A fiction author and a futurist, Daniel Jeffries is one of the most popular writers in HackerNoon’s history. At the time of publishing, his article “What Will Bitcoin Look Like in Twenty Years?” has accumulated over 170K reads and keeps going strong. However, trying his hand at prediction and divination could have been an admitted fool’s errand, “This is the type of article that will look unbelievably foolish or incredibly brilliant when I’m old and gray.”

How did Daniel Jeffries do at predicting Bitcoin’s future? Barely six years later, that’s what we’re here to find out.

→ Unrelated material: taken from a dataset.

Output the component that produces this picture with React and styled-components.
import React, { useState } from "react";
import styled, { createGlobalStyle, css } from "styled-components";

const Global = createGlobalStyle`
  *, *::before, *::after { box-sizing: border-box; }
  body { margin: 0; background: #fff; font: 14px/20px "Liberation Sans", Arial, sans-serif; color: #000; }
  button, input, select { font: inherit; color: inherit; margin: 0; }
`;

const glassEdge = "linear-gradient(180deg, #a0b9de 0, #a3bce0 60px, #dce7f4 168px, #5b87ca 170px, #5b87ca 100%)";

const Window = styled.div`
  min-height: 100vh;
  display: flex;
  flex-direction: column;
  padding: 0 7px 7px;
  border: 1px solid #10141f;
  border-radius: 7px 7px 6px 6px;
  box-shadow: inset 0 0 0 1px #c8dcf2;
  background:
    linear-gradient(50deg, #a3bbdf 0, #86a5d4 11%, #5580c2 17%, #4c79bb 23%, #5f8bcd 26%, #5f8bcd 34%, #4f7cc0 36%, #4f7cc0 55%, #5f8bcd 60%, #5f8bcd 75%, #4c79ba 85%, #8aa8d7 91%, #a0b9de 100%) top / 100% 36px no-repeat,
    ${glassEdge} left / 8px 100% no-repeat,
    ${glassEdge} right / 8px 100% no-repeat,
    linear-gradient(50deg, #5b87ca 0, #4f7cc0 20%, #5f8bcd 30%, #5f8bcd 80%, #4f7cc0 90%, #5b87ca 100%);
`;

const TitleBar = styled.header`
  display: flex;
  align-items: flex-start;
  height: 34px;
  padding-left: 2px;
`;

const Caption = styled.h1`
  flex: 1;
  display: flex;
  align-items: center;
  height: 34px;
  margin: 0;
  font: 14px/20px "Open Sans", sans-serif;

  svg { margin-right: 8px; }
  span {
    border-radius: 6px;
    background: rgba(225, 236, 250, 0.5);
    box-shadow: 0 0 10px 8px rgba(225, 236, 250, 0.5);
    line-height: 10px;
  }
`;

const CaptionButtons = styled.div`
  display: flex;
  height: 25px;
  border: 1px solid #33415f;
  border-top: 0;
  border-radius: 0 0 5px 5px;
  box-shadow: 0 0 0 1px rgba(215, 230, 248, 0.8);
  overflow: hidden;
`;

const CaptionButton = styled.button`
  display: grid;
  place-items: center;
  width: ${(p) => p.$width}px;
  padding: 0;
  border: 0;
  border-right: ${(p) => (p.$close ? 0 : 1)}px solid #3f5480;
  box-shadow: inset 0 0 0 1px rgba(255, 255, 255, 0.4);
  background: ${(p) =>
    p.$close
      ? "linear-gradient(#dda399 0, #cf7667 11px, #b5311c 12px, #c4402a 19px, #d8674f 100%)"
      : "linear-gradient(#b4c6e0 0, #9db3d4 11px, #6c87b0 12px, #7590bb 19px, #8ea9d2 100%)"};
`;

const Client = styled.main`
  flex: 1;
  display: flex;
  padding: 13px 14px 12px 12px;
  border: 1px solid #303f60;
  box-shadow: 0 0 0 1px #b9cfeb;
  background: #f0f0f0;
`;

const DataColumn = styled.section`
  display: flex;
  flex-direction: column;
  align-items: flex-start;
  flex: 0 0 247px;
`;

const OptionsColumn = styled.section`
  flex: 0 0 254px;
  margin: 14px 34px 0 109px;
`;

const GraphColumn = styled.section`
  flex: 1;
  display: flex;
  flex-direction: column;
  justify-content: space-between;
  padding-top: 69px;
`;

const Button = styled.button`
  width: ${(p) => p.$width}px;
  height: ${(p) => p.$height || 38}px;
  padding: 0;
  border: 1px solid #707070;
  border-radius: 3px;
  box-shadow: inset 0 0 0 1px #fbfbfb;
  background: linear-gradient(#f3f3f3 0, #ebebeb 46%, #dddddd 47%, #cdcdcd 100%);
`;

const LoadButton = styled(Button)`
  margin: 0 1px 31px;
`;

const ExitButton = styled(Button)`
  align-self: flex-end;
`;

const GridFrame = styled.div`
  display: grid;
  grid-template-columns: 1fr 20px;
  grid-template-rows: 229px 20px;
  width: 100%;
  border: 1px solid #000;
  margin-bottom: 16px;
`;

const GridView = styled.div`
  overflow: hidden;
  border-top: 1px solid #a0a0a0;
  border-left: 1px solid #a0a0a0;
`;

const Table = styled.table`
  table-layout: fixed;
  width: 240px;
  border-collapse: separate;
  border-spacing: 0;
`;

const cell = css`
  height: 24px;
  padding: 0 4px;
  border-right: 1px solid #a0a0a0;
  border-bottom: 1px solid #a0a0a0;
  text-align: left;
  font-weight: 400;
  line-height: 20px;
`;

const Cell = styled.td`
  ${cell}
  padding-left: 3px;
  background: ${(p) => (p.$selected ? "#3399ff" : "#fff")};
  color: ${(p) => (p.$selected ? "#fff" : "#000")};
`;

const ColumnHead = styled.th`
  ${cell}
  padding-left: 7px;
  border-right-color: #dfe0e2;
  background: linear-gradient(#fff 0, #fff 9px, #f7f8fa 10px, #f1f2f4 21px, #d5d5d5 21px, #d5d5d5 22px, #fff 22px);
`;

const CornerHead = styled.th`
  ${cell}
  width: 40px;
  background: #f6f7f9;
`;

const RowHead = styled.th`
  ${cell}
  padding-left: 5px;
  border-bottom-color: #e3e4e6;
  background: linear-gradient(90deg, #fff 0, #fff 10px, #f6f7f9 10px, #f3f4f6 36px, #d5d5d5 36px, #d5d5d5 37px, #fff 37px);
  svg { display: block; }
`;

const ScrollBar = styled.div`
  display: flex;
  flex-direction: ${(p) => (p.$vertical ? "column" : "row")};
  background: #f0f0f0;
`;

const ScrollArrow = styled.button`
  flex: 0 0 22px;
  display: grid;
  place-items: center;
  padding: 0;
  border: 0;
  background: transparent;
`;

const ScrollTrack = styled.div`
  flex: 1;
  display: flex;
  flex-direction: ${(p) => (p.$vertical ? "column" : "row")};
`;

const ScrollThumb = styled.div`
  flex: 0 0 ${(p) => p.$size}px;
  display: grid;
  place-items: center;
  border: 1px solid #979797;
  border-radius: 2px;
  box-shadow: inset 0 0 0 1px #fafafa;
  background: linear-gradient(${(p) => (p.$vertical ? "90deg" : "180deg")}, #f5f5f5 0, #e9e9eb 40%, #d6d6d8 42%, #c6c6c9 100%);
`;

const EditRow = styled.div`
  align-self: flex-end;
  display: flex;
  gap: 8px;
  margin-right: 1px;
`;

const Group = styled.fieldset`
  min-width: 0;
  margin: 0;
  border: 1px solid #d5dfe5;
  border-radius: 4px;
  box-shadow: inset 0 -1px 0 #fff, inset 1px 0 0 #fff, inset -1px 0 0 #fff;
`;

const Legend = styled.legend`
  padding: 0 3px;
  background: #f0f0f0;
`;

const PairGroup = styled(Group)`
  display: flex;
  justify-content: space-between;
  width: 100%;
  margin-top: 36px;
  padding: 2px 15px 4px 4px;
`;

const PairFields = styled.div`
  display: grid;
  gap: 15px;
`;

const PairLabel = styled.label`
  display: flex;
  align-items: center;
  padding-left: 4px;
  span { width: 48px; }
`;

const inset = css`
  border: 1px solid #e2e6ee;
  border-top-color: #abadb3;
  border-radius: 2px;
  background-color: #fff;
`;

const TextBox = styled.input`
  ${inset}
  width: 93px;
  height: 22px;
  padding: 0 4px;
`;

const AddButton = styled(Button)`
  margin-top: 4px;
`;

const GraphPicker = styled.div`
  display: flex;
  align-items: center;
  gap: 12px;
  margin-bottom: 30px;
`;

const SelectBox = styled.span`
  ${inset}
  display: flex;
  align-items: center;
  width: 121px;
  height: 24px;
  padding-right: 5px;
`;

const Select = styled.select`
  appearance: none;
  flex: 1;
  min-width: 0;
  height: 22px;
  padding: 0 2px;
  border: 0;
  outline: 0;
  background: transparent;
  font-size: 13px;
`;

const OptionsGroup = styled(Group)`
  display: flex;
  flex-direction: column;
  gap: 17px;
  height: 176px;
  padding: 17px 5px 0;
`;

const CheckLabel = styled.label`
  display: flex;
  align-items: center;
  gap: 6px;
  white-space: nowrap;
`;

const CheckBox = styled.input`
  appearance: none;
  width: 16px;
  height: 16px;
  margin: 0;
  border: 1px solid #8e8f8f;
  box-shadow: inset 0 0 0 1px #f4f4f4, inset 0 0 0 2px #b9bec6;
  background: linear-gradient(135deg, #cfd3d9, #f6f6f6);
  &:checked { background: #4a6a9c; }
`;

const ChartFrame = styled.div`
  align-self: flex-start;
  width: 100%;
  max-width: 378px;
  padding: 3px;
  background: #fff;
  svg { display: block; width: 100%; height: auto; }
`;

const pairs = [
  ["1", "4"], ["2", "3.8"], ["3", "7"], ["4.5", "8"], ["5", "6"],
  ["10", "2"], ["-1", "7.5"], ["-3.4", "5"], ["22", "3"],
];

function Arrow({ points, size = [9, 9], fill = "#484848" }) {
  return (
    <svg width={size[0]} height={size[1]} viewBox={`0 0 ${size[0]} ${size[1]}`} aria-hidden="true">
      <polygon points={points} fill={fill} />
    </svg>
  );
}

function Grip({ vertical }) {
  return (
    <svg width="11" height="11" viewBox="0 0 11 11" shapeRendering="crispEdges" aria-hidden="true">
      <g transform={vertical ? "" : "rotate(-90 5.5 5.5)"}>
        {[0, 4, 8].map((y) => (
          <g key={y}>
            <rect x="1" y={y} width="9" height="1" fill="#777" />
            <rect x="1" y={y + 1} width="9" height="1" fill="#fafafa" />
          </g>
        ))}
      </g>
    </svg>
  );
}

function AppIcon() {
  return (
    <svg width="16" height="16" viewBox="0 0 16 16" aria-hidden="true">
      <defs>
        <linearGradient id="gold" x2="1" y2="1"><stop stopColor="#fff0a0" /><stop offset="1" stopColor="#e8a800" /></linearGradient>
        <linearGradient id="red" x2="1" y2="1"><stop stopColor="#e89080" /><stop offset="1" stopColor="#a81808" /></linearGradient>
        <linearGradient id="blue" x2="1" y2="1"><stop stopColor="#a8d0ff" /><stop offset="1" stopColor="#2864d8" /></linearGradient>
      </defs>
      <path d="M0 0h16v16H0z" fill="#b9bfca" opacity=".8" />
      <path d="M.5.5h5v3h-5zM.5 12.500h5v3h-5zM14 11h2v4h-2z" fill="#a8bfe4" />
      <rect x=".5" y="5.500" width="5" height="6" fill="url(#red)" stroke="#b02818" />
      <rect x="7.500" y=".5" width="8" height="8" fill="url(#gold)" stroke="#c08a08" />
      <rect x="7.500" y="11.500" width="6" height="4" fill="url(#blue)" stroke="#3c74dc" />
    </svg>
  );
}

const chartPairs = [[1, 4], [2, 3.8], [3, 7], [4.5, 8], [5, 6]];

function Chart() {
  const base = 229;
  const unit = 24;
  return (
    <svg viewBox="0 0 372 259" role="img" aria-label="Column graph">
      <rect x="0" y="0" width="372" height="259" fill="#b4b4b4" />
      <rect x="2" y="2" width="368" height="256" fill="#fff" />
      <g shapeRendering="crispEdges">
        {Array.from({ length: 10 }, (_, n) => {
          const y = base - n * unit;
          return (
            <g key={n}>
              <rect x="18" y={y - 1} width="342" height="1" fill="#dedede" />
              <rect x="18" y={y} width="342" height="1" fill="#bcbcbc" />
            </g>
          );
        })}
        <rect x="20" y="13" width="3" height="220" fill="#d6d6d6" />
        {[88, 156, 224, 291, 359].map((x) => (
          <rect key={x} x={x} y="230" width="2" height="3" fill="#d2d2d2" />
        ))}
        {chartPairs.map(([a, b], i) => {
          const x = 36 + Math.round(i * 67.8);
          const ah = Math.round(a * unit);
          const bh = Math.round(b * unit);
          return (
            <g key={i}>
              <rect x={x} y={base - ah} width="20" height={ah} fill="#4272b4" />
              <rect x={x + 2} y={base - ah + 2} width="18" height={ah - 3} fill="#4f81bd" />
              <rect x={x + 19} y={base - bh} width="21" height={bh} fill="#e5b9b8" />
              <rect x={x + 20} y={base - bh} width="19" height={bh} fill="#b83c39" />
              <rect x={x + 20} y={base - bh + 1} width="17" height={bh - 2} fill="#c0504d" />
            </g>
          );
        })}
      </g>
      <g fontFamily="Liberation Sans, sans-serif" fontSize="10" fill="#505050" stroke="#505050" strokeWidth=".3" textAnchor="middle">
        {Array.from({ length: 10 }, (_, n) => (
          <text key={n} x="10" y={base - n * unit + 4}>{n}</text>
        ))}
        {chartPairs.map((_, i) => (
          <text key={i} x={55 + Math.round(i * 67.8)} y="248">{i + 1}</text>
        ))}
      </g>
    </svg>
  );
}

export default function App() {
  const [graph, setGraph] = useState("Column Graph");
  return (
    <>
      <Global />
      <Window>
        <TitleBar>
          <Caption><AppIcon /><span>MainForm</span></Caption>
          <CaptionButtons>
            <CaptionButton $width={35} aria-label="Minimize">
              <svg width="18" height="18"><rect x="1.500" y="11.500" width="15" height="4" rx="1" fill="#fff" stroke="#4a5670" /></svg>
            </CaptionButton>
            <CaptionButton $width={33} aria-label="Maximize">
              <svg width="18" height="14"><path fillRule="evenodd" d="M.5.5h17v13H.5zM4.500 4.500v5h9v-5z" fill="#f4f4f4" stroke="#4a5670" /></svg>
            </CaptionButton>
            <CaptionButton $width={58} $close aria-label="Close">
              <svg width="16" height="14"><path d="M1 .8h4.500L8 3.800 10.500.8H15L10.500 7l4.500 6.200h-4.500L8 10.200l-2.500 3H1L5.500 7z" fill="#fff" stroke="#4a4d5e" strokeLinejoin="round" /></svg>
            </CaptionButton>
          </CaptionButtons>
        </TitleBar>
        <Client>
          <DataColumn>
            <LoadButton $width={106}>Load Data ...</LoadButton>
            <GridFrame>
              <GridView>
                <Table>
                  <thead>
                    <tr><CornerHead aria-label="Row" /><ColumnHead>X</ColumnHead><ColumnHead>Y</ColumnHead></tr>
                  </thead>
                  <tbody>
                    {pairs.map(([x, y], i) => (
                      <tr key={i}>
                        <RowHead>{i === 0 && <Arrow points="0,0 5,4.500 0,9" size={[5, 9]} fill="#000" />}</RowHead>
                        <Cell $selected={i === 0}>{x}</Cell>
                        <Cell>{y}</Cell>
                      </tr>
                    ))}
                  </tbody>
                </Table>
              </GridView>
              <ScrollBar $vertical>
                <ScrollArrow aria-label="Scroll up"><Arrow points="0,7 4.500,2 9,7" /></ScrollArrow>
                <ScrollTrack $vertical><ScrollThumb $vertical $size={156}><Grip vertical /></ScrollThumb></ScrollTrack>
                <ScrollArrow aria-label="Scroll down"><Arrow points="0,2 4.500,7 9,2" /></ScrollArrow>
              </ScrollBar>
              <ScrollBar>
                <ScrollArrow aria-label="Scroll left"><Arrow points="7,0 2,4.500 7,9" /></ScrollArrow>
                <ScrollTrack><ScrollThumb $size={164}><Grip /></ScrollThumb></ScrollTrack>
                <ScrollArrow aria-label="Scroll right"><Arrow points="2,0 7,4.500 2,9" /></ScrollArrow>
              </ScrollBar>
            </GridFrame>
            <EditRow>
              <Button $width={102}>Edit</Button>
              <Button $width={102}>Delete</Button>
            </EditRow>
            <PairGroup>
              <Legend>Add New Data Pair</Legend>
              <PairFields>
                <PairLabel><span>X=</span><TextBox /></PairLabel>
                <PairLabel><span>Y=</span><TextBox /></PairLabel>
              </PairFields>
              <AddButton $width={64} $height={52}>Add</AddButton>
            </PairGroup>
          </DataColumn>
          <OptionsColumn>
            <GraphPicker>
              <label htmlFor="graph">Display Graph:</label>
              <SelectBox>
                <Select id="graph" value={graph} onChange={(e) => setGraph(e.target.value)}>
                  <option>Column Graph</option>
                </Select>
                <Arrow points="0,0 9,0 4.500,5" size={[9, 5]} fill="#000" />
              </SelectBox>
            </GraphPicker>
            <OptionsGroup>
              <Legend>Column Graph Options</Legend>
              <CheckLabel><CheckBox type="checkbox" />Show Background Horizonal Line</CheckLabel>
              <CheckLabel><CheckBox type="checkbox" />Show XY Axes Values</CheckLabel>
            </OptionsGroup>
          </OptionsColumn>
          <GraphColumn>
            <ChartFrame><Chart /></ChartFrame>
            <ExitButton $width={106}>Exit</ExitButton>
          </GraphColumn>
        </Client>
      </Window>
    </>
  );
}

Since my analysis of the time-traveler letter was one of my most popular articles, currently at a humble 1.9K reads, I decided to write a sequel. On the surface, it seems like we’re here to celebrate the predictions Daniel Jeffries was spot on about, or to make fun of the misguided ones. What we’ll do, however, is to use his article as a tool for teaching valuable Bitcoin concepts and ideas. The most important subject of them all.

Let’s start by making fun of Mr. Jeffries’ misguided predictions, though.

The Main Problem With Daniel Jeffries’ Article

In what now seems like an unforgivable rookie mistake, Mr. Jeffries confuses Bitcoin with the rest of the crypto industry throughout the whole article. This mixup alone invalidates his thesis and leaves him looking “unbelievably foolish” just a few years after publication.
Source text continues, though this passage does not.